The mid-market deal environment will be robust in 2011, with lenders continuing to finance private equity transactions, and pricing hovering at reasonable levels, according to Gary Crittenden, a managing director at Huntsman Gay Global Capital.
“We feel good about next year,” Crittenden said. Factors like the US government’s efforts to strengthen the economy led to an improved deal environment in 2010. Those factors will likely contribute to a robust market in 2011 as well, he said.
“The economic backdrop next year is good. Public equities won’t progress very rapidly but the private markets have good economic underpinnings to support another year of attractive multiples and good financing,” Crittenden said. “[It won’t be] an overheated market but it will be another good year next year.”

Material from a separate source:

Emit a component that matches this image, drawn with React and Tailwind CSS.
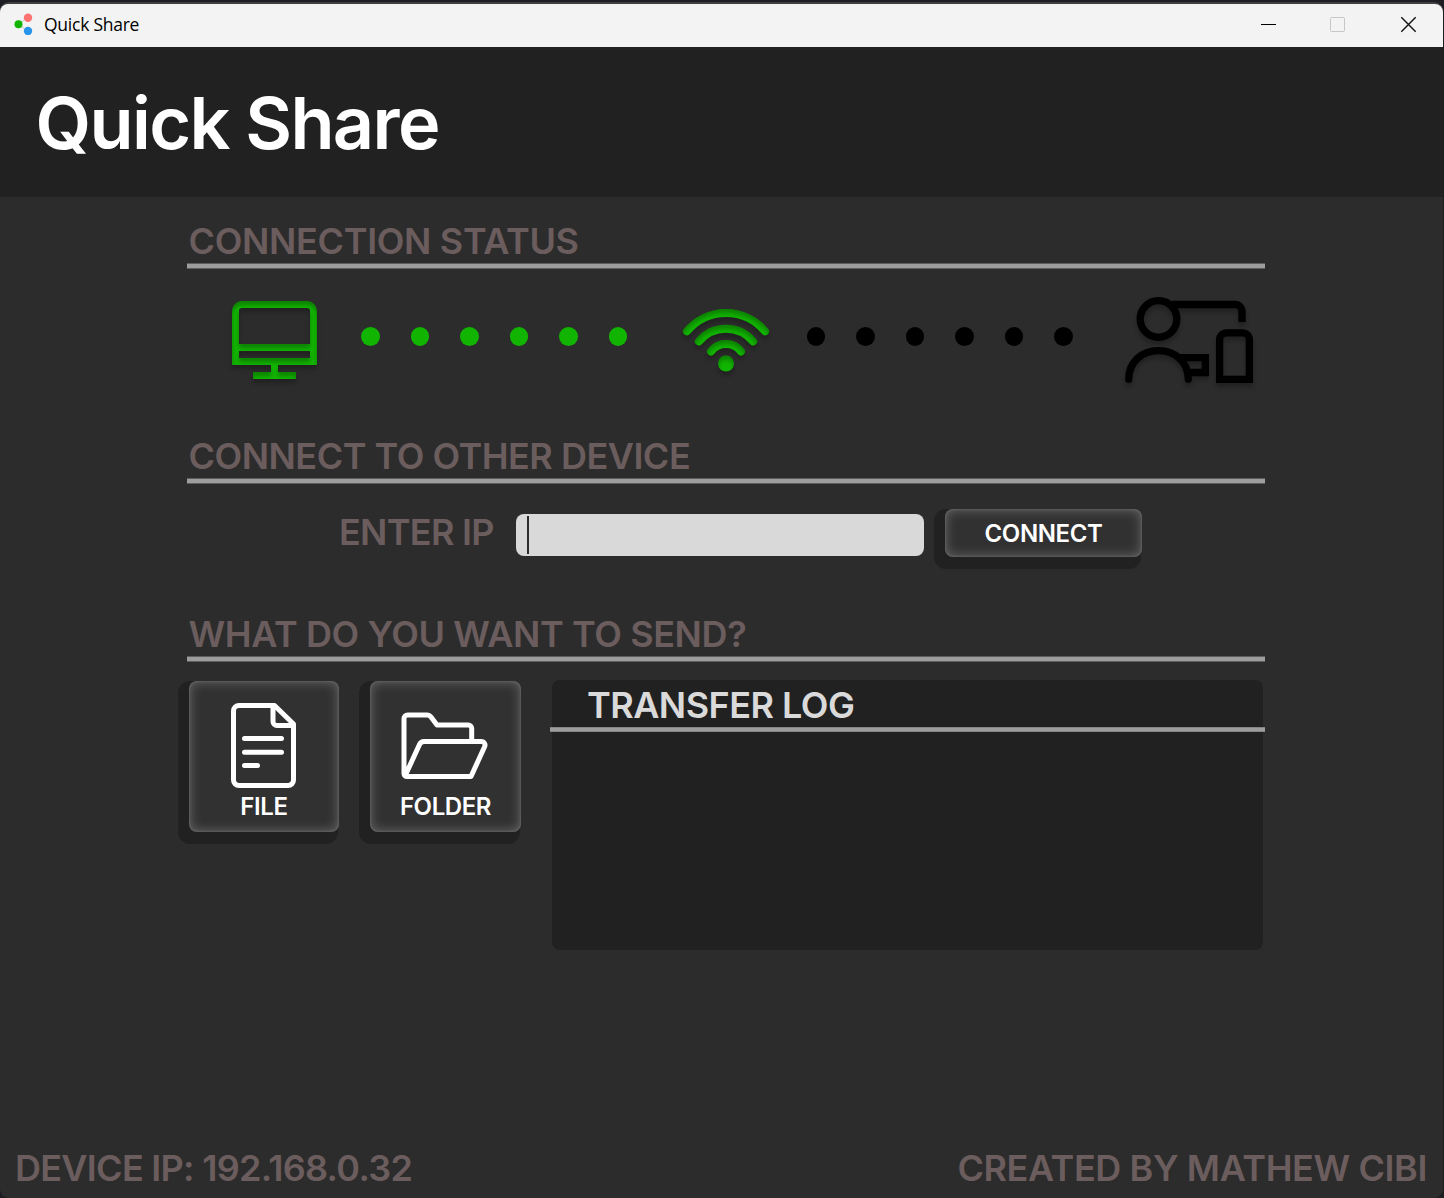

Financing deals is much less difficult than in 2009, and the debt markets should stay healthy into 2011, he said. “Multiple parties are interested in what we’re doing, across various size ranges,” Crittenden said about finding lenders for deals.
Adding to the friendly deal environment, limited partners have expressed appetite for co-investment opportunities, Crittenden said.
As 2010 fades into history, the momentum is there for some quality opportunities in 2011, Crittenden said.
“By tone I mean, the combination of pricing and the debt markets. Pricing accelerated as you went into the third and fourth quarter, and it happened with funding being widely available,” he said. “We’re still at a level where attractive deals can be done at return levels that can be appropriate for the investor base we work with.”